Disuruh mikir realistis seperti kebanyakan orang dalam hal begini, oleh seorang bocah. Tapi sayang sekali, sepertinya aku bukan sebagian dari kebanyakan orang itu.
***
"Gimana kabar dia?" Tiba-tiba pertanyaan itu mengoyak senyapnya alam, mengorek  pikiran yang sedang konsentrasi di balik kemudi sebuah besi beroda empat.
"Kabar siapa? kabar iman dan taqwa? Alhamdulillah mereka baik saja, kabar istiqomah? dia juga sedang tetap berada di tempatnya gak kemana-mana tuh. hehe" Jawabku mengalihkan arah pembicaraan, yang sebetulnya aku faham betul kemana arah pertanyaan dari orang yang duduk disebelah kemudiku.
Ah, lagi-lagi arah pembicaraan ini menuju ke arah rasionalitas yang memaksaku berpikir sama, berpikir realistis, tapi, sayang aku bukan orang yang realistis versi orang kebanyakan.
***
"Cukup 25 % saja untuk saat ini, itu sudah manis kok,  sisanya, nanti kalau sudah waktunya saja. Untuk saat ini, sampai nanti, percayakan padaku." Senyumnya menentramkan, aku bisa bayangkan itu, walau percakapan ini melalui telpon.
Ditengah pikiran yang bimbang, dengan pertanyaan yang bertubi-tubu “Bagaimana jika…?”, “Tapi kan…?”, “Apa aku menyerah saja dengan ego ku ini…?”, “Apa aku terlalu irasional..?”, “Apa aku terlalu naif..?”.
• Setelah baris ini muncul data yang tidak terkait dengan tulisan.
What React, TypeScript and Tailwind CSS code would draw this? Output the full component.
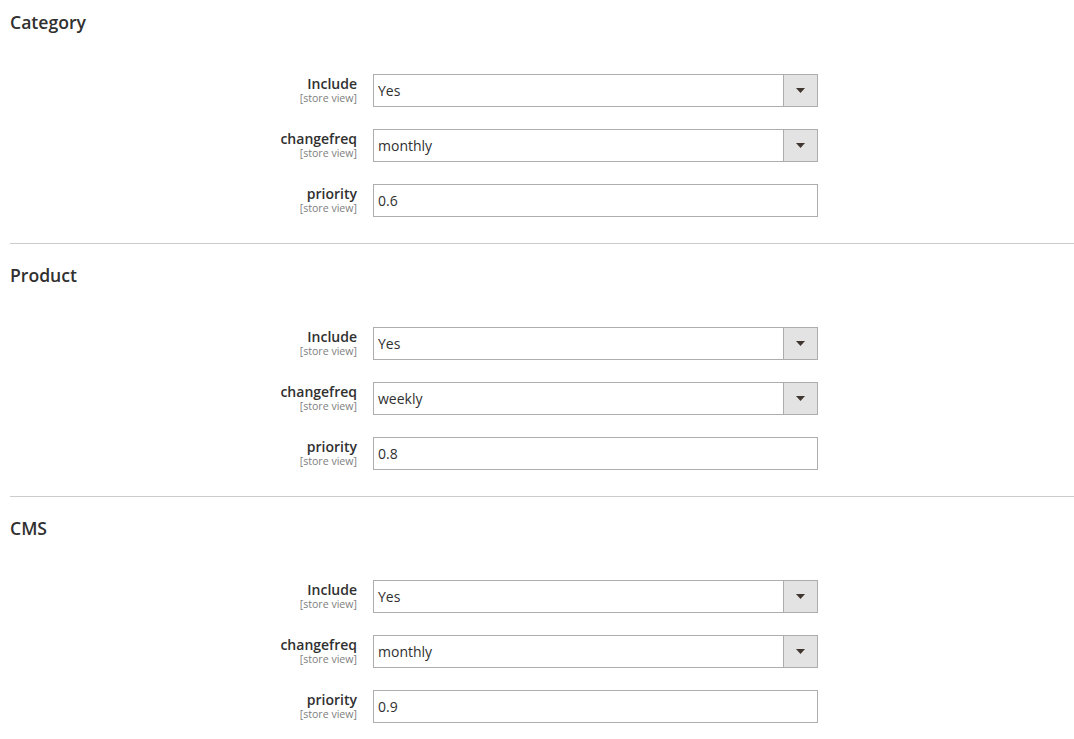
import React from "react";

type Field = {
  label: string;
  value: string;
  select?: boolean;
};

type Section = {
  title: string;
  fields: Field[];
};

const sections: Section[] = [
  {
    title: "Category",
    fields: [
      { label: "Include", value: "Yes", select: true },
      { label: "changefreq", value: "monthly", select: true },
      { label: "priority", value: "0.6" },
    ],
  },
  {
    title: "Product",
    fields: [
      { label: "Include", value: "Yes", select: true },
      { label: "changefreq", value: "weekly", select: true },
      { label: "priority", value: "0.8" },
    ],
  },
  {
    title: "CMS",
    fields: [
      { label: "Include", value: "Yes", select: true },
      { label: "changefreq", value: "monthly", select: true },
      { label: "priority", value: "0.9" },
    ],
  },
];

function Row({ field }: { field: Field }) {
  return (
    <div className="flex items-start gap-4">
      <div className="w-[347px] pt-[2px] text-right">
        <div className="text-[14px] leading-[16px] font-semibold text-[#303030]">
          {field.label}
        </div>
        <div className="text-[10.6px] leading-[13px] text-[#808080]">
          [store view]
        </div>
      </div>
      <div className="flex h-[33px] w-[445px] border border-[#adadad] bg-white">
        <div className="flex flex-1 items-center pl-[4px] text-[14px] text-[#303030]">
          {field.value}
        </div>
        {field.select && (
          <div className="flex w-[34px] items-center justify-center border-l border-[#adadad] bg-[#e3e3e3]">
            <svg width="9" height="5" viewBox="0 0 9 5">
              <path d="M0 0 L9 0 L4.5 5 Z" fill="#41362f" />
            </svg>
          </div>
        )}
      </div>
    </div>
  );
}

export default function App() {
  return (
    <div
      className="min-h-screen bg-white pl-[10px]"
      style={{ fontFamily: "'Open Sans', 'Liberation Sans', sans-serif" }}
    >
      {sections.map((section, i) => (
        <div
          key={section.title}
          className={i > 0 ? "border-t border-[#cccccc] pt-[9px]" : ""}
        >
          <h2 className="pt-[10px] text-[17.6px] leading-[24px] font-semibold text-[#303030]">
            {section.title}
          </h2>
          <div className="mt-[40px] flex flex-col gap-[22px] pb-[26px]">
            {section.fields.map((f) => (
              <Row key={f.label} field={f} />
            ))}
          </div>
        </div>
      ))}
    </div>
  );
}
Seolah sangat faham bergejolaknya kegundahan di hati ini, ia berusaha tentramkan. Seolah mengerti kebingungan hati, ia berusaha tenangkan dengan kalimatnya. Ah memang sangat tepat berbincang dengan orang yang paling kenal diriku sejak aku terlahir, oh bukan, sejak aku berada di dalam rahim tentunya. Pilihan yang sangat tepat.
Tak memaksaku untuk berpikir realistis, hanya memberiku solusi untuk bertahan di jalan ketidakrealistisanku yang kata kebanyakan orang itu.
Terlalu dini memang aku memikirkan ketidakrasionalan ini, terlalu dini memang, aku akui itu, aku masih hijau. Tapi betapa tidak, itu meletup begitu saja, diolah oleh sang pemilik waktu, yang dengan waktunya yang terus berjalan Ia membuat sebuah keteraturan rasa, seolah seperti Big Bang Theory yang mewujudkan keteraturan alam semesta, dan aku tak bisa menolaknya dan pura-pura tak merasakannya. Salahkah aku yang tetap bertahan?
***
"Dalam kehidupan di dunia ini, seiring dengan keberjalanannya, memaksa kita untuk selalu berpikir rasional, hampir disegala aspek kehidupan. Tapi, ada sudut dalam kehidupan ini, dimana irasionalitas adalah hal yang paling rasional. nurani."
Semoga kau tak bosan dengan waktu, yang akan cukup lama jika ditunggu dengan sisi rasionalmu.
Oh tunggu, apakah kau juga sama, berpikir irasional sepertiku? 
Semoga waktu tak bosan melaju hingga ke-irasionalan ini menjadi hal yang paling rasional, bukan hanya versiku, tapi kebanyakan orang pun akan setuju.